Anyway, on an infinitely happier note, Rob and his pal Paul are gonna be in Wilmington this weekend. I can't wait! We're going to see the Blue Rocks, but I'm trying to come up with a Plan B if it's rained out... Rob's other friend (whose name I can't seem to ever remember) is also going to be in town bringing his kid back from band camp, so I'm thinking that whatever Plan B turns out to be needs to be somewhat kid-appropriate.

Anyhoo, I just realized I have a scheduling conflict. I'm scheduled to go back out to AZ for the weekend of October 4th, but I noticed that I'm doing the 150-mile Bike to the Bay that weekend. Maybe I can do the Philly ride instead which happens a week or two earlier; that one goes from Philly to the NJ shore. I'll check it out the dates and see if they work.

Blargh. Must do laundry tonight. I think I also need to rent my cousin Brooks (he's a handyman) for a day or two this week. I have a million little odd jobs I need done, and I need a manly man with tools and a truck to help me knock 'em out in a day. I just signed another year lease in my dumb apartment, so I'm making an effort this week to make the place feel more homey. I'm tired of living in a place that feels so temporary; no wonder why I feel like I wanna leave all the time.

You know, it would be very interesting (and probably pretty pathetic!) to chart out how many times I said I was moving back to Arizona only to then turn around and change my mind.

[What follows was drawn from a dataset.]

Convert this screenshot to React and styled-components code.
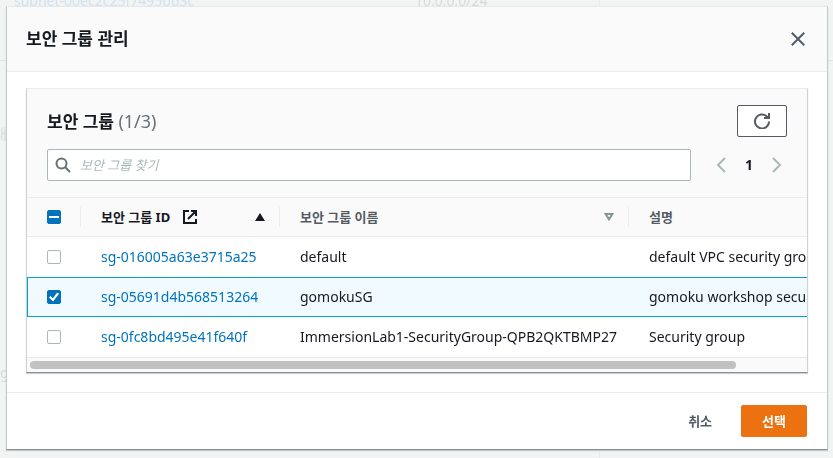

It would also be enlightening, I imagine, to map out the reasons for each decision as well. When I think back on all the reasons and times I said I wanna go back or I wanna stay, they are all totally legit and well-thought-out reasons. Alas, circumstances change so rapidly in my dopey life... makes you wonder who's driving.

OK, that's about it.

As soon as I get my Arizona pictures developed, I'll slap 'em up!